By the 14th century the use of wooden blocks for printing was certainly established in France, Italy and Germany, but the craft was practised by ‘painters’, using mineral pigments rather than dyes. One of the early European uses of blocks was to produce church hangings that imitated the more expensive brocades and tapestries. Cennini, writing in 1437, described in some detail the production and use of brick-sized wooden blocks to print a black outline on brightly coloured cloth, which was then hand painted with other bright colours. In 1460 the nuns of a convent in Nuremberg described the block printing of mineral colours in boiled resinous oils, of gold and silver leaf, and of wool ‘flock’ on to a printed adhesive.

In the 15th century Portuguese traders were discovering the potential for trade with India, where the dyed style was used to produce cotton fabrics of great beauty that were quickly in demand in Europe. As early as the first century AD there was an Indian centre famous for the production of painted fabric, and the use of madder was by then long established. Early in the 17th century hand-painted Indian cottons were reaching London in significant quantities. They were both colourful and colour-fast, and introduced a richness of novel and stimulating design styles. Paisley designs, for example, were derived directly from one of these styles and the words ‘calico’ and ‘chintz’ were adopted into the language at around this time. A substantial and lucrative import trade began, reaching a peak about 1700. In 1708, Daniel Defoe wrote that ‘everything that used to be wool or silk was supplied by the Indian trade’.

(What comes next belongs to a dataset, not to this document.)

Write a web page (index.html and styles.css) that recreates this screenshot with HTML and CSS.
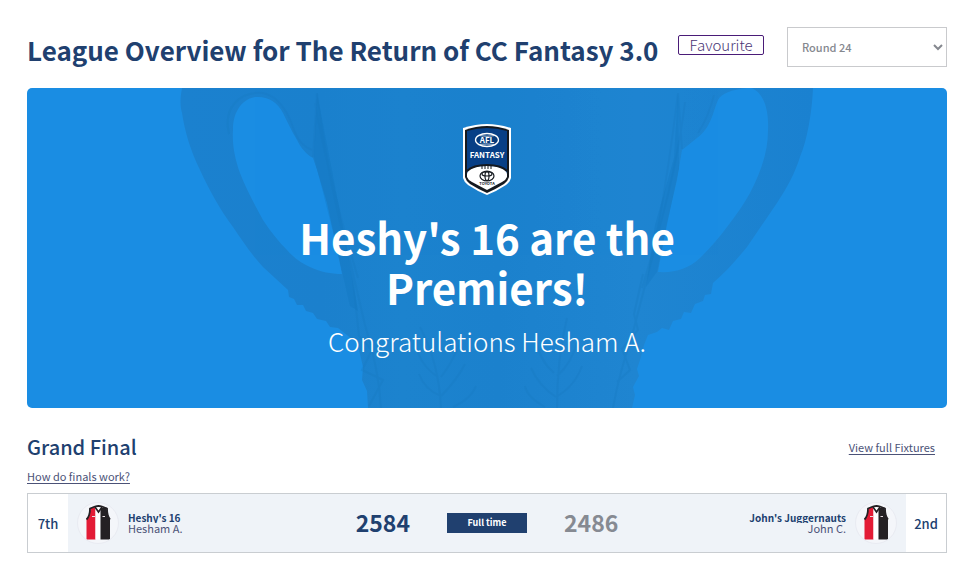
FILE: index.html
```html
<!DOCTYPE html>
<html lang="en">
<head>
<meta charset="utf-8">
<meta name="viewport" content="width=device-width, initial-scale=1">
<title>League Overview</title>
<link rel="stylesheet" href="styles.css">
</head>
<body>
<svg class="defs" width="0" height="0" aria-hidden="true">
  <symbol id="guernsey" viewBox="0 0 42 42">
    <path d="M12.500 5C12 10 11 13 8.500 16V36.500H17.500V4Z" fill="#e31b35"/>
    <path d="M17.500 5H22.500V36.500H17.500Z" fill="#fff"/>
    <path d="M22.500 5L28.500 4.500C29 10 30 13 32 16V36.500H22.500Z" fill="#242124"/>
    <path d="M17 4L20.500 9L24 4" fill="#fff" stroke="#242124" stroke-width="1.600"/>
    <path d="M17 3.500Q20.500 2.500 24 3.500M17 3.500L12 5.500C12 11 11 14 8.500 16.500M24 3.500L29 5.500C29 11 30 14 32 16.500" fill="none" stroke="#242124" stroke-width="1.800"/>
    <path d="M14 13.500H17M24.500 13.500H27" stroke="#e8dfe3" stroke-width="1"/>
  </symbol>
</svg>
<main class="page">
  <header class="page-head">
    <div class="title-group">
      <h1>League Overview for The Return of CC Fantasy 3.0</h1>
      <button class="favourite" type="button">Favourite</button>
    </div>
    <select class="round" aria-label="Round"><option>Round 24</option></select>
  </header>

  <section class="banner">
    <svg class="cup" viewBox="0 0 920 320" preserveAspectRatio="xMidYMin slice" aria-hidden="true">
      <defs>
        <linearGradient id="metal" x1="155" x2="786" gradientUnits="userSpaceOnUse">
          <stop offset="0" stop-color="#1b81cf"/><stop offset=".22" stop-color="#1b80cd"/>
          <stop offset=".35" stop-color="#1c83ce"/><stop offset=".5" stop-color="#1b81cd"/>
          <stop offset=".72" stop-color="#1f85d1"/><stop offset="1" stop-color="#1a81d0"/>
        </linearGradient>
      </defs>
      <path fill="url(#metal)" fill-rule="evenodd" d="M155 0C153 10 153 18 155 25C158 45 164 64 173 82C182 102 194 123 206 139C216 154 225 167 236 179L261 202L262 209L267 211L270 217L276 217L279 223L286 225L290 231L299 233L303 239L311 240L330 255L333 266L336 279L335 292L340 303L341 320H605L608 307L606 299L612 288L610 281L614 269L617 257L621 247L630 244L635 240L642 242L646 233L654 231L657 224L664 225L668 216L676 213L678 207L684 206L686 195C699 184 710 171 720 159L750 115C760 100 768 85 773 69C780 53 785 25 786 0ZM228 9C213 12 206 26 206 42C205 57 208 71 213 85C219 101 228 117 236 132C244 144 252 154 260 162C268 171 276 176 283 179C294 184 304 186 315 186L308 152L300 115L290 82L286 70C279 66 274 60 270 52C264 42 260 33 256 25C250 13 240 8 228 9ZM720 0C704 2 695 5 691 12C686 24 684 40 670 50L655 62L650 92L640 135L631 184C648 185 661 181 673 170C683 160 692 150 700 139C709 127 717 116 723 105C735 82 741 62 741 42C742 20 736 4 724 0Z"/>
      <g fill="none" stroke="#1779c0" stroke-width="2" opacity=".3">
        <path d="M286 69L290 5Q300 90 323 173L338 237Q352 282 354 320M288 15Q302 92 331 190"/>
        <path d="M655 61L651 5Q642 80 627 163L606 244Q592 286 586 320M658 14Q649 91 615 200"/>
        <path d="M202 46C196 20 212 3 236 5C251 8 261 24 267 42Q273 58 285 62M671 45Q681 30 687 7"/>
        <path d="M325 183L332 248L345 262L335 282L356 292L342 318M616 186L607 226L611 242L595 261L603 282L590 294"/>
        <path d="M414 320Q412 275 393 239M414 308Q398 302 392 286M414 308Q430 292 438 276M411 289Q397 280 391 265M414 289Q425 275 432 257M530 320Q530 270 540 230M529 309Q548 298 555 278M529 309Q512 298 504 280M530 288Q545 275 551 252M527 285Q512 272 509 251M518 319Q500 309 498 298M426 319Q444 311 449 298"/>
      </g>
      <g fill="#1274bc" opacity=".3">
        <path d="M290 5L287 69L306 144L323 218L331 223L317 145Z"/>
        <path d="M651 5L647 70L628 137L619 199L630 184L652 80Z"/>
      </g>
    </svg>
    <div class="banner-content">
      <svg class="logo" viewBox="0 0 48 71" role="img" aria-label="AFL Fantasy Toyota">
        <path d="M24 0Q35 0 48 4V54Q47 58 43 61Q34 67 24 71Q14 67 5 61Q1 58 0 54V4Q13 0 24 0Z" fill="#fff"/>
        <path d="M24 2Q35 2 46 6V53Q45 57 41 60Q33 65 24 69Q15 65 7 60Q3 57 2 53V6Q13 2 24 2Z" fill="#15191f"/>
        <path d="M24 4Q34 4 44 7V50H4V7Q14 4 24 4Z" fill="#073f86"/>
        <path d="M4 50Q5 42 24 42Q43 42 44 50V53Q43 56 39 58L24 66L9 58Q5 56 4 53Z" fill="#fff"/>
        <path d="M4 47Q10 41 24 41Q38 41 44 47" fill="none" stroke="#15191f" stroke-width="2"/>
        <ellipse cx="24" cy="16" rx="11.500" ry="6.500" fill="#063b7c" stroke="#fff" stroke-width="1.300"/>
        <path d="M15 11.500Q24 13 33 11.500M15 20.500Q24 19.500 33 20.500" fill="none" stroke="#fff" stroke-width=".7"/>
        <text x="24" y="19" class="logo-afl">AFL</text>
        <text x="24" y="34" class="logo-fantasy">FANTASY</text>
        <path d="M19 41V45M22 41V45M25 41V45M28 41V45" stroke="#15191f" stroke-width="1"/>
        <g fill="none" stroke="#15191f" stroke-width="1.200"><ellipse cx="24" cy="52" rx="7" ry="4.800"/><ellipse cx="24" cy="50" rx="5" ry="2"/><ellipse cx="24" cy="52" rx="2" ry="4.500"/></g>
        <text x="24" y="61" class="logo-toyota">TOYOTA</text>
      </svg>
      <h2>Heshy's 16 are the Premiers!</h2>
      <p>Congratulations Hesham A.</p>
    </div>
  </section>

  <section class="final">
    <div class="final-head">
      <h3>Grand Final</h3>
      <a class="fixtures" href="#">View full Fixtures</a>
    </div>
    <a class="help" href="#">How do finals work?</a>
    <div class="match">
      <div class="rank">7th</div>
      <div class="team">
        <span class="avatar"><svg width="42" height="42" aria-hidden="true"><use href="#guernsey"/></svg></span>
        <div class="names"><strong>Heshy's 16</strong><span>Hesham A.</span></div>
      </div>
      <div class="result">
        <span class="score">2584</span>
        <span class="status">Full time</span>
        <span class="score lost">2486</span>
      </div>
      <div class="team away">
        <div class="names"><strong>John's Juggernauts</strong><span>John C.</span></div>
        <span class="avatar"><svg width="42" height="42" aria-hidden="true"><use href="#guernsey"/></svg></span>
      </div>
      <div class="rank">2nd</div>
    </div>
  </section>
</main>
</body>
</html>
```
FILE: styles.css
```css
* { box-sizing: border-box; }
body {
  margin: 0;
  background: #fff;
  color: #20406f;
  font-family: "Noto Sans CJK SC", "Noto Sans", sans-serif;
}
h1, h2, h3, p { margin: 0; }
.defs { position: absolute; }
.page { padding: 27px 19px 14px 27px; }
.page-head { display: flex; justify-content: space-between; align-items: flex-start; }
.title-group { display: flex; align-items: flex-start; gap: 20px; padding-top: 8px; }
h1 { font-size: 26px; line-height: 30px; font-weight: 700; white-space: nowrap; }
.favourite {
  height: 20px;
  padding: 0 10px;
  border: 1px solid #4a1c78;
  border-radius: 2px;
  background: #fff;
  color: #4a3575;
  font-family: inherit;
  font-size: 15px;
  font-weight: 300;
  line-height: 18px;
}
.round {
  width: 160px;
  height: 40px;
  padding: 0 0 0 10px;
  border: 1px solid #c9cacd;
  border-radius: 0;
  background: #fff;
  color: #85888f;
  font-family: inherit;
  font-size: 11px;
  font-weight: 500;
}
.banner {
  position: relative;
  min-height: 320px;
  margin-top: 21px;
  overflow: hidden;
  border-radius: 5px;
  background: #1a8de3;
  color: #fff;
}
.cup { position: absolute; inset: 0; width: 100%; height: 100%; }
.banner-content {
  position: relative;
  display: flex;
  flex-direction: column;
  align-items: center;
  padding-top: 36px;
  text-align: center;
}
.logo { width: 48px; height: 71px; }
.logo text { text-anchor: middle; fill: #fff; font-weight: 700; }
.logo .logo-afl { font-size: 8px; }
.logo .logo-fantasy { font-size: 8px; }
.logo .logo-toyota { font-size: 4px; fill: #15191f; }
.banner h2 { max-width: 460px; margin-top: 17px; font-size: 42px; line-height: 50px; font-weight: 700; }
.banner p { margin-top: 13px; font-size: 26px; line-height: 32px; font-weight: 300; }
.final { margin-top: 24px; }
.final-head { display: flex; justify-content: space-between; align-items: center; padding-right: 12px; }
h3 { font-size: 20px; line-height: 30px; font-weight: 500; }
a { color: #4b5277; font-size: 11px; line-height: 16px; text-underline-offset: 2px; }
.help { display: block; width: fit-content; margin-top: 6px; }
.match {
  display: grid;
  grid-template-columns: 40px 1fr auto 1fr 40px;
  min-height: 60px;
  margin-top: 9px;
  border: 1px solid #c9cdd1;
  background: #eff3f8;
}
.rank { display: flex; align-items: center; justify-content: center; background: #fff; font-size: 13px; font-weight: 500; }
.team { display: flex; align-items: center; gap: 9px; padding: 0 9px; }
.away { justify-content: flex-end; text-align: right; }
.avatar {
  width: 42px;
  height: 42px;
  overflow: hidden;
  border: 1px solid #e9ebf2;
  border-radius: 50%;
  background: #f4f6fa;
}
.avatar svg { display: block; }
.names { display: flex; flex-direction: column; color: #4b5277; font-size: 11px; line-height: 11px; }
.names strong { overflow: hidden; color: #20406f; font-size: 10px; }
.result { display: flex; align-items: center; gap: 37px; }
.score { padding-bottom: 2px; font-size: 23px; font-weight: 700; }
.lost { color: #868a92; }
.status {
  width: 80px;
  height: 20px;
  background: #20406f;
  color: #fff;
  font-size: 9px;
  font-weight: 700;
  line-height: 20px;
  text-align: center;
}
```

The craftsmanship applied to produce these prints can be judged from the following summary of the process. The cloth was wetted with milk and burnished to achieve a smooth surface. The design was transferred from paper, using charcoal powder that was rubbed through holes pricked in the paper. The main outlines were painted in and the fabric was then waxed, except for the areas that were to be blue or green. The latter were dyed in a bath of reduced indigo, and the wax was then removed by scraping and washing. After drying, the reds, pinks, lilacs, browns and blacks were painted in with the appropriate metal acetate mordants, aged and developed in a madder extract dyebath. If necessary, the pale areas were rewaxed and darker colours obtained by a second dyeing. Thorough washing removed most of the unfixed dye, and then bleaching in the sun whitened the ground. Painting in a saffron yellow for green and yellow areas completed the work.

The desire to imitate these prints in order to compete in the new market was soon aroused. Merchants who had earlier organised the production of larger quantities by the Indians, and who had also encouraged them to speed up the process by using block printing, turned to the foundation of factories in Europe near the main ports of entry. In 1648 the first recorded calico-printing factory was set up in Marseille. In 1676 there were units in Amsterdam and London. Among the merchants who financed the trade was one of the best known Huguenot families, the Deneufvilles, and before the end of the century the Huguenots had established the new industry in Berlin, Bremen, Frankfurt, Neuchatel, Lausanne and Geneva.


The importance of printing in the commerce of Europe was very significant in the
18th century and the growth of the textile industry was clearly stimulated by the demand for prints. The British prohibition of printed cotton in 1721 actually helped because Lancashire-woven linen/cotton ‘fustians’, which used flax grown in the Fylde area, were exempt. The linen yarn provided a strong warp, and the developing industry moved from London to the Manchester region, and also to Northern Ireland and Scotland where flax was also grown. The factory system of spinning had not yet been developed; it was not until 1766 that Hargreaves invented the spinning jenny. Yet in 1729 there were already four Dutch printers employing more than 100 workers in each unit. In Britain the number of calico-printing firms grew from 28 in 1760 to 111 in 1785, with annual production rising to 12 million yards, and in 1792 it was estimated that at least 60% of the white cotton cloth produced was sent to the printers. After 1774, when Richard Arkwright achieved the repeal of the 1721 Prohibition Act, most of the growth was in the printing of 100% cotton fabric. Liverpool now became the centre for raw cotton import.

How had the European printers acquired the necessary skills? Making wooden blocks would not be too difficult but finding suitable thickeners may have taken time. Gum Senegal and tragacanth seem to have emerged as useful, and starch was added to improve the colour yield. A combination of block printing and painting (usually described as pencilling) was used for some time. The biggest problem was that of achieving bright and fast colours. Madder was the most important dye that was able to satisfy the need. It had been known, and used with a mordant, since Saxon times but not in prints or on cotton. Awareness of what the Indians had achieved was important, and information about their methods would be gleaned from merchants and from returned missionaries. As late as 1742 details of the method were being sought from a French Jesuit in Pondicherry by a friend in France. The importance of pretreating the cotton with milk fat may have been a vital piece of information, though olive oil became the preferred material in Europe. Attaining a bright red was a preoccupation for many years, and recipes became more and more complicated. The processes of ageing the print and clearing the last traces of madder from unprinted areas also presented new problems that were not solved immediately.